The Data Protection Act 1998 (DPA) requires teaching and non-teaching professionals to understand the correct balance in processing personal information in order to respect individuals’ privacy where it needs protection. Most schools now use an electronic information management system, where information should be kept safe and secure by using passwords, and many operate their own websites. However, schools are also likely to hold some information on paper. Personal data should always be processed fairly and lawfully. Fairness includes being clear and transparent about how every member of staff should use the personal information they collect. Practitioners should give a fair processing or privacy notice to parents and pupils before or as soon as they obtain their personal information. Practitioners have a legal duty of confidence with regards to person information that they hold about children, young people and their families. Any information they receive about young people and their families should only be shared with professionals, and all child protection records should be kept securely. In fact, schools and other educational settings should only collect information for a specific purpose; for example, the children’s address and parents/carers contact information. Every information must be kept up to date, by sending letters out to parent/carers to inform of a change of address or telephone number, etc. The information about a child should be kept for as long as the child attends the school; after a certain amount of time the files containing the personal data can be deleted and paper documents can be shredded. The method of destruction of personal data should consider the nature of the information. In all cases you must ensure that data is disposed of in a way that creates little risk of an unauthorised third party using it to the data subject’s detriment. Some of the children may be on the child protection register and this information should be available only to the designated safeguarding officer. If the safeguarding officer has been notified of some child protection issues in relation to any child, then they must disclose it to the child’s teacher in confidence to ensure the information shared is in the strictest confidence. The main organisations that schools share personal data with are:
• local authorities;
• other schools and educational bodies;
• social services.
Personal information can also be shared with pupils once they are old enough to be considered responsible for their own affairs, although information can also be shared with their parents or guardians.

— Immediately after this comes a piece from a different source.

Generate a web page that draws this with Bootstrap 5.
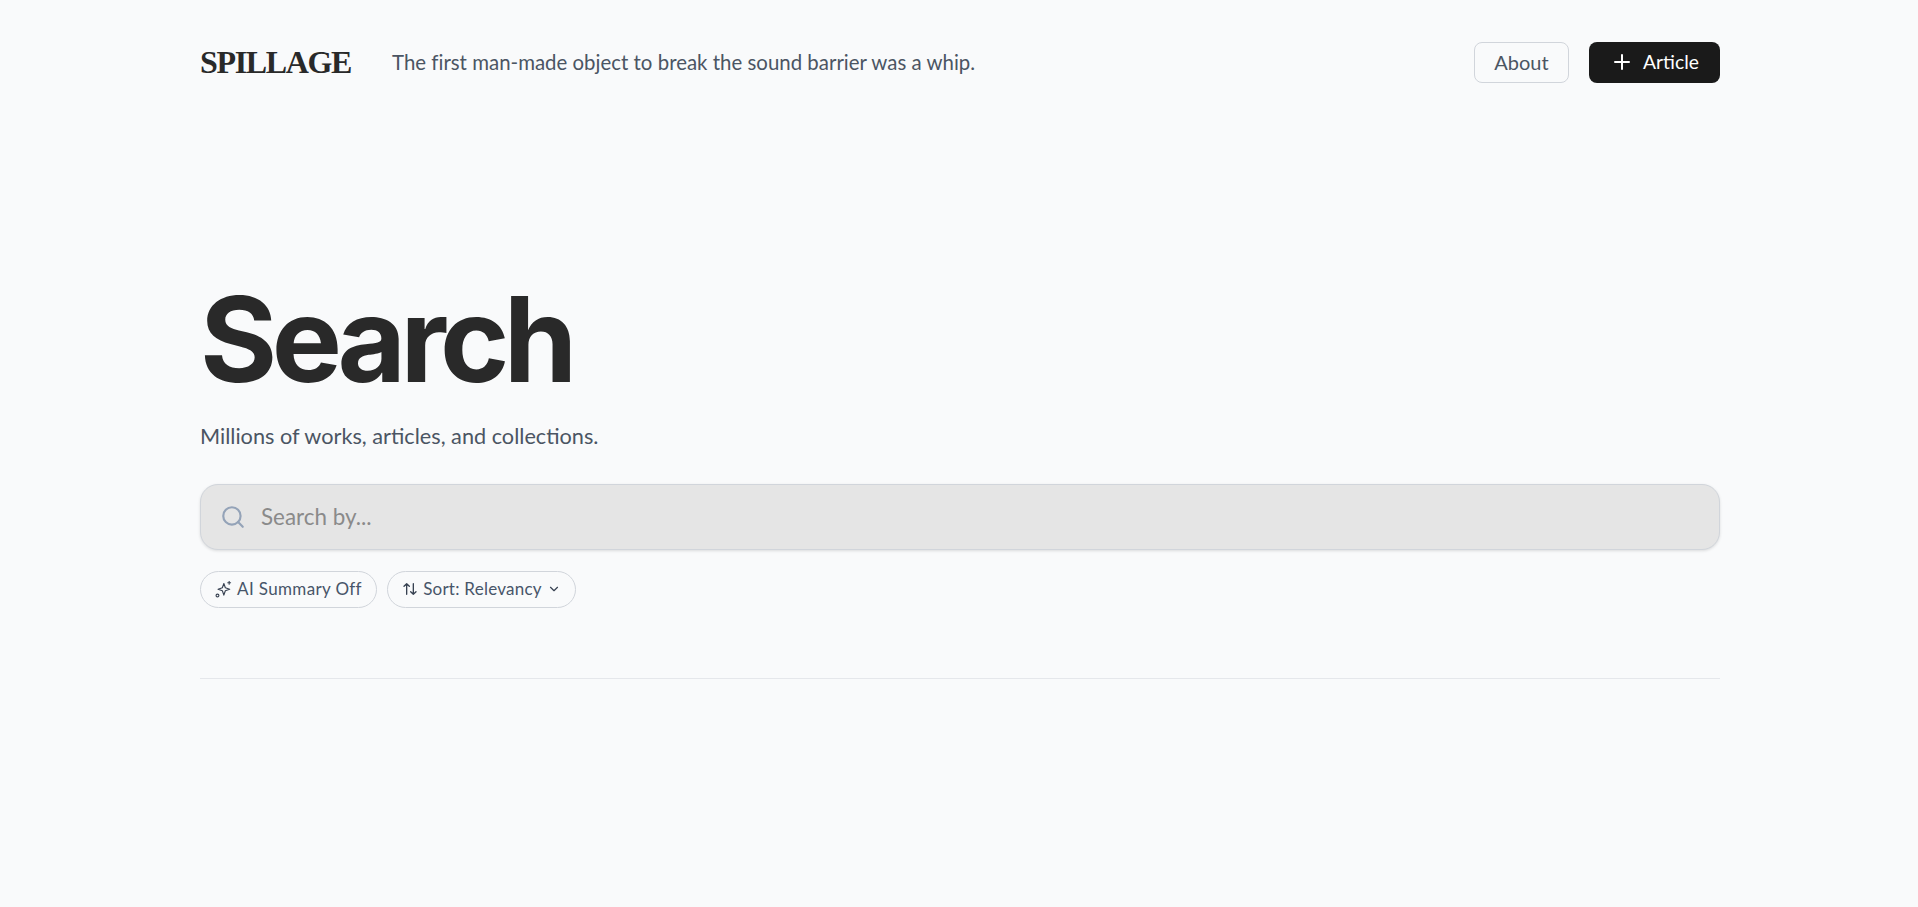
<!DOCTYPE html>
<html lang="en"><head><meta charset="utf-8"><title>Spillage</title>
<link href="https://cdn.jsdelivr.net/npm/bootstrap@5.3.0/dist/css/bootstrap.min.css" rel="stylesheet">
<style>
html,body{height:100%}
body{background:#f9fafb;font-family:"Lato","Noto Sans",sans-serif;color:#4b5563;overflow:hidden}
.shell{width:1520px;margin-left:200px}
.topbar{height:42px;margin-top:41px}
.brand{font-family:"Liberation Serif",serif;font-weight:700;font-size:32px;letter-spacing:-1.35px;color:#292929;line-height:1;width:192px}
.tagline{font-size:20.4px;font-weight:400;color:#4b5563;letter-spacing:.02px}
.btn-about{height:41px;width:95px;border:1px solid #d1d5db;border-radius:8px;font-size:20px;color:#4b5563;background:transparent;padding:0}
.btn-article{height:41px;width:131px;border-radius:8px;background:#1a1a1a;color:#fff;font-size:19.3px;padding:0;border:0;gap:9px}
.btn-article:hover{background:#1a1a1a;color:#fff}
.hero{font-family:"Inter","Lato",sans-serif;font-size:118px;font-weight:700;letter-spacing:-5.6px;line-height:1;color:#292929;padding-top:197px}
.sub{font-size:21.7px;color:#4b5563;margin-top:22px}
.searchbox{height:66px;background:#e5e5e5;border:1px solid #d1d5db;border-radius:18px;box-shadow:0 1px 3px rgba(0,0,0,.12);margin-top:31px;padding-left:19px;gap:13px}
.searchbox input{background:transparent;border:0;outline:0;flex:1;font-size:22.4px;color:#4b5563}
.searchbox input::placeholder{color:#8a8a8a}
.chip{height:37px;border:1px solid #d1d5db;border-radius:19px;background:transparent;font-size:17px;letter-spacing:.35px;color:#475569;padding:0;gap:5px}
.chip-ai{width:177px}
.chip-sort{width:189px;letter-spacing:.25px}
.chip-row{gap:10px;margin-top:21px}
.rule{border-top:1px solid #e5e7eb;margin-top:70px}
</style></head><body>
<div class="shell">
<header class="topbar d-flex align-items-center">
<div class="brand">SPILLAGE</div>
<div class="tagline">The first man-made object to break the sound barrier was a whip.</div>
<div class="ms-auto d-flex align-items-center gap-3">
<button class="btn btn-about me-1">About</button>
<button class="btn btn-article d-flex align-items-center justify-content-center"><svg width="24" height="24" viewBox="0 0 24 24" fill="none" stroke="#fff" stroke-width="2" stroke-linecap="round"><path d="M5 12h14M12 5v14"/></svg>Article</button>
</div></header>
<h1 class="hero mb-0">Search</h1>
<p class="sub mb-0">Millions of works, articles, and collections.</p>
<div class="searchbox d-flex align-items-center">
<svg width="26" height="26" viewBox="0 0 24 24" fill="none" stroke="#94a3b8" stroke-width="2" stroke-linecap="round"><circle cx="11" cy="11" r="8"/><path d="m21 21-4.3-4.3"/></svg>
<input type="text" placeholder="Search by...">
</div>
<div class="d-flex chip-row">
<button class="btn chip chip-ai d-flex align-items-center justify-content-center"><svg width="17" height="17" viewBox="0 0 24 24" fill="none" stroke="#374151" stroke-width="1.6" stroke-linecap="round" stroke-linejoin="round"><path d="M12.500 3.500l2.100 6.100 6.100 2.100-6.100 2.100-2.100 6.100-2.100-6.100-6.100-2.100 6.100-2.100z"/><path d="M20 .5v4M18 2.500h4"/><circle cx="3.500" cy="20.500" r="2"/></svg>AI Summary Off</button>
<button class="btn chip chip-sort d-flex align-items-center justify-content-center"><svg width="16" height="16" viewBox="0 0 24 24" fill="none" stroke="#374151" stroke-width="2" stroke-linecap="round" stroke-linejoin="round"><path d="m21 16-4 4-4-4M17 20V4M3 8l4-4 4 4M7 4v16"/></svg>Sort: Relevancy<svg width="14" height="14" viewBox="0 0 24 24" fill="none" stroke="#374151" stroke-width="2" stroke-linecap="round" stroke-linejoin="round"><path d="m6 9 6 6 6-6"/></svg></button>
</div>
<div class="rule"></div>
</div>
</body></html>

The three most important aspects to consider when sharing data are:
• making sure the information can be shared;
• ensuring that adequate security (considering the nature of the information) is in place to protect it;
• providing an outline in a fair processing notice of who is receiving the personal information from the school.
The information the safeguarding officer holds must also be kept secure at all times and it is imperative that the information stored does not become public knowledge. In fact, information security is probably the most important area for schools to concentrate on. The loss of or unauthorised access to personal information is likely to cause a big harm to pupils, parents or staff. Individuals have a right to take action for compensation if the loss of personal data causes them damage.